The Aesthetic Qualities of Machine Behaviors

Research project at Studio LOOS, 2023.
Algorithms have invaded contemporary life. The invasion is so deep that it is almost invisible at times. With the advent of AI, they have become independent actors – sometimes beyond their creators’ expectations and agendas. They are capable of creating indeterminant and organic cybernetic communication systems which sustain on their own. The process of training AI agents leads to the emergence of a set of behavioral patterns in them. These behaviours define how they act and respond to the inputs. This phenomenon has given rise to a research field called “machine behaviour”, which examines artificial intelligence agents as a class of actors with a specific ecology and expands beyond the discipline of computer science. Moving away from human exceptionalism, all non-human behaviours (generative or performative) and their causal traces can have aesthetic qualities, just like biophonic sounds which result in aesthetic experiences.
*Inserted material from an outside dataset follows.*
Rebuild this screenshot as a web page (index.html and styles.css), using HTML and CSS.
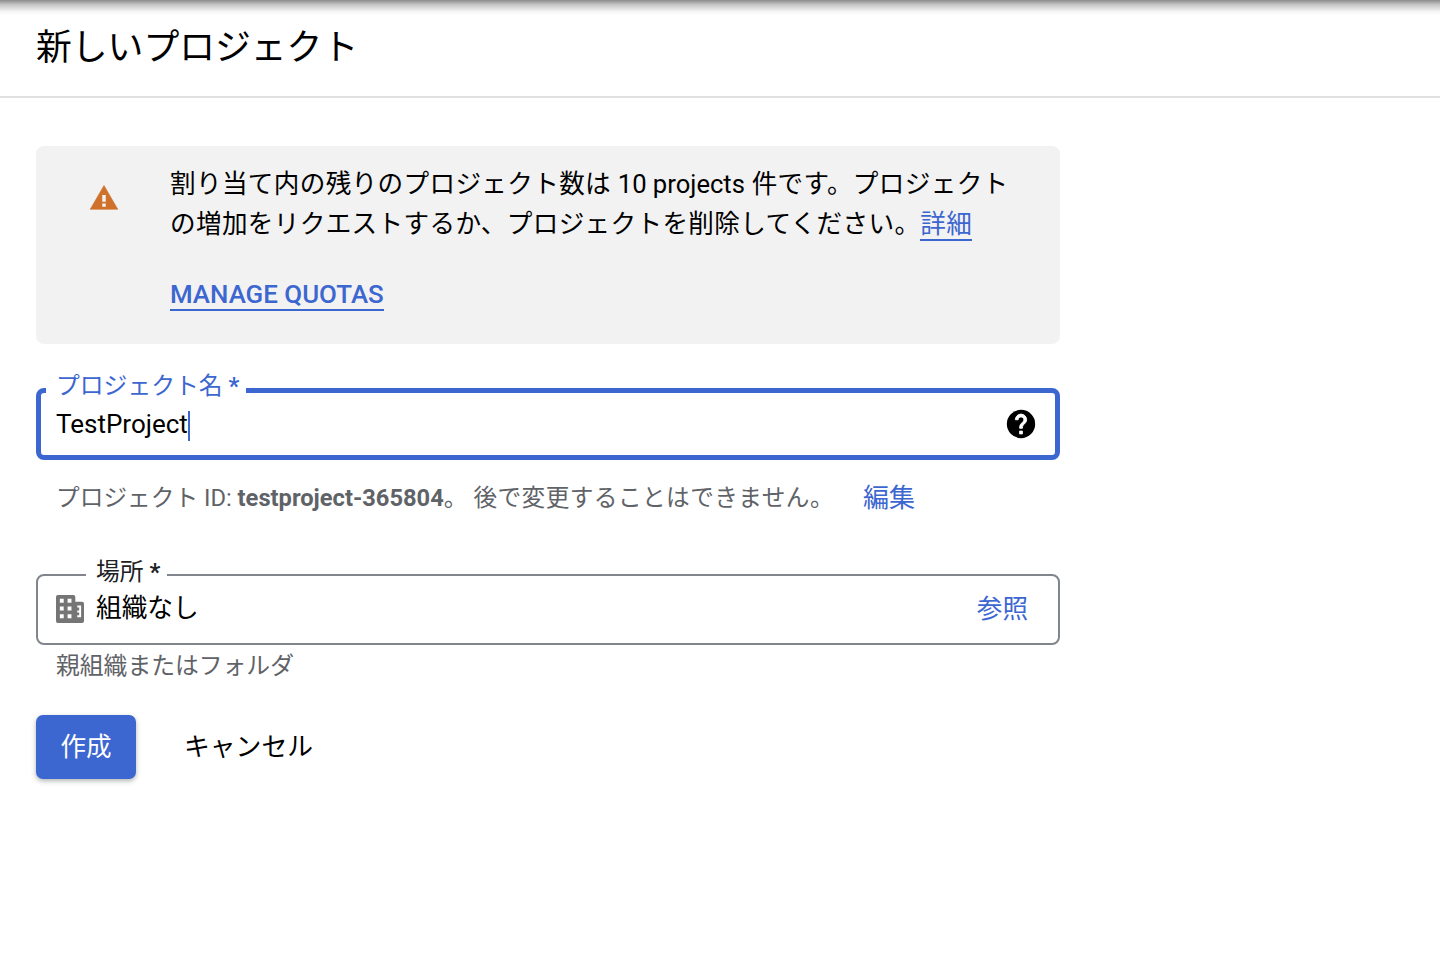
FILE: index.html
```html
<!DOCTYPE html>
<html lang="ja">
  <head>
    <meta charset="UTF-8" />
    <title>新しいプロジェクト</title>
    <link rel="stylesheet" href="styles.css">
  </head>
  <body>
    <div class="top-shadow"></div>
    <header class="header">
      <h1>新しいプロジェクト</h1>
    </header>

    <main class="content">
      <div class="notice">
        <div class="notice-icon">
          <svg width="30" height="30" viewBox="0 0 24 24">
            <path fill="#cf712b" stroke="#cf712b" stroke-width="0.5" stroke-linejoin="round" d="M1 21h22L12 2 1 21z"/>
            <path fill="#f2f2f2" d="M10.6 9.6h2.8V15h-2.8zM10.6 16.3h2.8V19h-2.8z"/>
          </svg>
        </div>
        <div class="notice-body">
          <p>割り当て内の残りのプロジェクト数は <span class="latin">10 projects</span> 件です。プロジェクトの増加をリクエストするか、プロジェクトを削除してください。<a href="#">詳細</a></p>
          <a class="quota-link" href="#">MANAGE QUOTAS</a>
        </div>
      </div>

      <div class="field field-active">
        <span class="field-label">プロジェクト名 <span class="req">*</span></span>
        <span class="field-value">TestProject<span class="caret"></span></span>
        <svg class="help" width="34" height="34" viewBox="0 0 24 24">
          <circle cx="12" cy="12" r="10" fill="#000"/>
          <path fill="#fff" stroke="#fff" stroke-width="0.6" d="M13 19h-2v-2h2v2zM15.07 11.25l-.9.92C13.45 12.9 13 13.5 13 15h-2v-.5c0-1.1.45-2.1 1.17-2.83l1.24-1.26c.37-.36.59-.86.59-1.41 0-1.1-.9-2-2-2s-2 .9-2 2H8c0-2.21 1.79-4 4-4s4 1.79 4 4c0 .88-.36 1.68-.93 2.25z"/>
        </svg>
      </div>
      <div class="project-id">
        <span>プロジェクト ID: <b>testproject-365804</b>。 <span class="id-note">後で変更することはできません。</span></span>
        <a href="#">編集</a>
      </div>

      <div class="field field-location">
        <span class="field-label">場所 <span class="req">*</span></span>
        <svg class="org-icon" width="28" height="28" viewBox="0 0 29 29">
          <path fill="#757575" fill-rule="evenodd" d="M2 0h16a2 2 0 0 1 2 2v5h7a2 2 0 0 1 2 2v18a2 2 0 0 1-2 2H2a2 2 0 0 1-2-2V2a2 2 0 0 1 2-2zM4 4v4h4V4zM12 4v4h4V4zM4 12v4h4v-4zM12 12v4h4v-4zM4 20v4h4v-4zM12 20v4h4v-4zM22 11h4v12h-4v-2h2v-3h-2v-2h2v-3h-2z"/>
        </svg>
        <span class="field-value">組織なし</span>
        <a class="browse" href="#">参照</a>
      </div>
      <div class="location-hint">親組織またはフォルダ</div>

      <div class="actions">
        <button class="btn-create">作成</button>
        <button class="btn-cancel">キャンセル</button>
      </div>
    </main>
  </body>
</html>
```

FILE: styles.css
```css
* {
  margin: 0;
  padding: 0;
  box-sizing: border-box;
}

body {
  position: relative;
  height: 962px;
  overflow: hidden;
  background: #fff;
  color: #000;
  font-family: Roboto, "Noto Sans CJK JP", sans-serif;
}

a {
  color: #3c66d0;
  text-decoration: none;
}

.top-shadow {
  position: absolute;
  top: 0;
  left: 0;
  width: 100%;
  height: 15px;
  background: linear-gradient(#8c8c8c, #c4c4c4 30%, #f4f4f4 75%, #fff);
}

.header {
  height: 98px;
  padding: 24px 36px 0;
  border-bottom: 2px solid #e0e0e0;
}

.header h1 {
  font-size: 35.8px;
  font-weight: 400;
  line-height: 48px;
}

.content {
  width: 1060px;
  padding: 48px 0 0 36px;
}

.notice {
  display: flex;
  height: 198px;
  background: #f2f2f2;
  border-radius: 8px;
}

.notice-icon {
  width: 134px;
  padding: 37px 0 0 53px;
}

.notice-body {
  width: 850px;
  padding-top: 18px;
  font-size: 25.6px;
  letter-spacing: 0.35px;
  line-height: 40px;
}

.latin {
  letter-spacing: 0;
}

.notice-body p a {
  border-bottom: 2px solid #3c66d0;
}

.quota-link {
  display: inline-block;
  margin-top: 35px;
  font-size: 25.9px;
  font-weight: 500;
  letter-spacing: 0;
  line-height: 30px;
  border-bottom: 2px solid #3c66d0;
}

.field {
  position: relative;
  display: flex;
  align-items: center;
  height: 72px;
  border-radius: 8px;
  font-size: 26px;
}

.field-active {
  margin-top: 44px;
  padding: 2px 0 0 15px;
  border: 5px solid #3c66d0;
}

.field-location {
  height: 71px;
  margin-top: 56px;
  padding: 0 0 7px 18px;
  border: 2px solid #80868b;
  font-size: 25.7px;
}

.field-location .field-value {
  margin-bottom: 2px;
}

.field-label {
  position: absolute;
  background: #fff;
  padding: 0 7px 0 10px;
  font-size: 23.8px;
  line-height: 28px;
}

.req {
  font-weight: 700;
}

.field-active .field-label {
  top: -21px;
  left: 5px;
  color: #3c66d0;
}

.field-location .field-label {
  top: -18px;
  left: 48px;
  color: #202124;
}

.caret {
  display: inline-block;
  width: 2px;
  height: 30px;
  vertical-align: middle;
  background: #3c66d0;
}

.help {
  margin: 0 17px 2px auto;
}

.org-icon {
  margin: 5px 12px 0 0;
}

.browse {
  margin: 0 30px 0 auto;
  font-size: 25.6px;
}

.project-id {
  display: flex;
  height: 58px;
  padding: 20px 0 0 20px;
  color: #5f6368;
  font-size: 23.7px;
  line-height: 36px;
}

.id-note {
  letter-spacing: 0.4px;
}

.project-id a {
  margin-left: 29px;
  font-size: 26px;
}

.location-hint {
  padding: 4px 0 0 20px;
  color: #5f6368;
  font-size: 23.8px;
  line-height: 34px;
}

.actions {
  display: flex;
  align-items: center;
  gap: 48px;
  margin-top: 32px;
}

.btn-create,
.btn-cancel {
  border: 0;
  background: none;
  font-family: inherit;
  font-size: 25.8px;
  padding-bottom: 6px;
}

.btn-create {
  width: 100px;
  height: 64px;
  background: #3c66d0;
  color: #fff;
  font-size: 25.6px;
  border-radius: 7px;
  box-shadow: 0 2px 5px rgba(60, 64, 67, 0.4);
}
```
Photos by Peter van Bergen
Photos by Peter van Bergen

This collaboration-oriented research attempts to examine new aesthetics of machine behaviors in living creative processes by investigating their performativity and behavioral patterns. The research aims to develop two environments (Performative and Generative) that are fully controlled by AI agents based on their interactions with themselves and their surroundings, and are free from human intervention and control. This project has two outcomes, one of which includes two live performances.

Énacteur x Instruments
Two Live quadrophonic human-machine improvisation performances, 20’ x 2
Énacteur is an artificial improvising environment developed in SuperCollider. Énacteur can listen to audio signals, extract audio descriptors, make a compositional decision according to the descriptors, and generate sound in real-time without the necessity of human intervention. Énacteur’s sound generation module includes real-time synthesis and processing, as well as an internal library of pre- recorded sounds. Énacteur is capable of spatial diffusion of the audio output to any number of channels according to the speaker system.
Énacteur will take part in two free improvisation performances, one with a piano player and the other with a trumpet player. In these performances, Ènacteur expresses two different behaviors picked up from two different training sets. The behavior is be shaped by the example datasets it collects from training sessions with each musician.
Énacteur and the collaborating musicians’ sounds mutually influence each other, continuously changing their environment and forming a perceived macro-structure in time. The causality and emergence arising from the interactions of these agents shape self-organising complex behaviors that suggest improvisational features. The performances are investigations on human- machine interactions in free improvisation, and its creative application as models for electroacoustic music compositions.